Is it by coincidence or design that most of leading product development companies like Yahoo, Google, MSN and others like Thoughtworks etc in recent years have been Agile driven and almost none are CMMi. Is there some significant difference in the way management perceives their role, environment and market-organization dynamics?
Another factor is to have a champion for change and belief in change of his/ her so strong that it comes around.
If you had a memo to write to management thats going towards deterministic processes like company wide formal estimation methods and evaluations – what would you write?
Product organizations (such as Yahoo, Google, MSN and others) do not concern themselves with certifying themselves at a CMMI level. Here’s why:
Certainty and traceability associated with CMMI has cost (in terms of being able to predict scope, cost and time of a project). A high CMMI-level rating, while it decreases risk, also has overhead that adds to costs. The higher the level of certainty, the higher the cost.
Product organizations manage risk differently than an internal IT shop or a IT outsourcing firm. These companies plan for failure by executing multiple options – build internally or acquire. Competition from startups and other internet companies is fierce. Time to market is critical. Persuing a CMMI level that would add any costs to product development isn’t acceptable. For example, it wouldn’t be possible for messenger.yahoo.com to catch up to meebo.com if we had CMMI controls in place. Because, guess what, meebo doesn’t either. We have to go as fast, or faster then them.
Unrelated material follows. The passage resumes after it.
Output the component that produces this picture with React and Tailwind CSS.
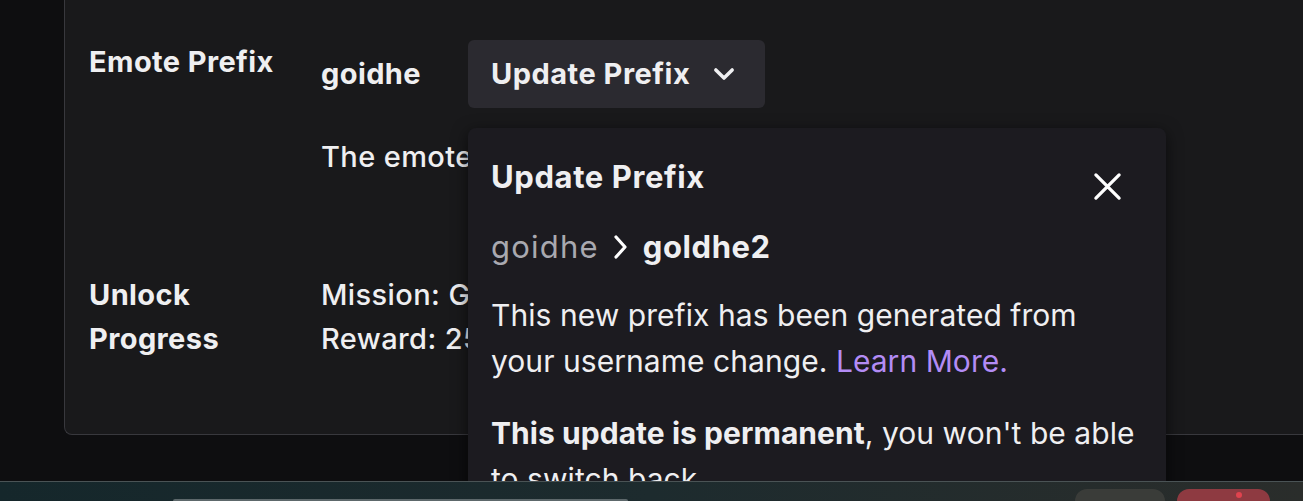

For an IT outsourcing firm it makes perfect sense to invest in a high CMMI-level rating. After all, they’re selling more than just software. They’re selling a service. And part of that service is certainty. Their customers do not want to take risks, and are willing to pay for certainty. An IT outsourcing firm passes on the costs of the overhead associated with the risk reduction. Unlike a product organization, failure carries punitive damages associated with a failed contract.
It’s also important to note that Agile & CMMI aren’t incompatible. There are many firms that use Agile development methods who certify themselves. Their customers are willing to carry the costs of certainty and tractability and still get benefit from Agile methods. Check out Jeff Sutherland’s work on the topic.
The concept of company-wide process definition is quite different then the pursuit of CMMI certification. CMMI doesn’t tell you how to reach a level of certification, it just tells you what you need to achieve the desired level. Management can do the same, articulate what the organization values and let the individual teams figure out how they can be achieved. There is a lot management can do to articulate organization needs — like minimum performance criteria, security standards or legal compliance.
In the memo to the company that was asking for standards on formal estimation methods and evaluations, I’d ask them to articulate the needs of the organization and challenge teams to find ways to meet those needs. Specifying how each team will operate may be comforting for the management team, but will just be an illusion of control. Management should set goals not dictate how to reach them.
Organizational transitions are hard. It really requires a lot of items to be put in place before any real change can happen. All of them are people related. 1) Risk-taking culture, 2) Leadership, 3) Coaching, 4) Team structure.
1) Risk-taking Culture
The company has to have a environment where people are free to take risks. If people who take risks are punished, the risk takers leave. You’re left with people who do not want to take risks. People who don’t take risks won’t stick their necks out. They’ll be on the far-end of the adoption curve.
This is tightly coupled with the ‘Risk-taking Culture’. The leadership must at least be willing to sponsor time and training for new methods to be used with the product development teams. They need to adopt the change themselves, but they can _even_ play a wait-and-see role by experimenting with a few teams and see how it goes.
Coaching and training. Learning new product development techniques is a really big mind shift. In an Agile context everyone’s world changes. Product managers need to be communicating features a lot differently than they had before, programmers need to be accustomed to requirements changing more frequently, QA needs to create more flexible testing infrastructure, user experience experts need to adopt their methods to teams working in iterations.
4) Team structure
There are two environments where introduction of Agile methods are difficult. a) A very large team (split up into multiple, smaller teams) working on a single large product that’s under the gun to deliver on time. Change is hard to manage when a deadline is looming. b) An organization which views their people as resources to get shuffled around every other month to work on new projects. When there are not stable teams, it’s hard for any change to take root.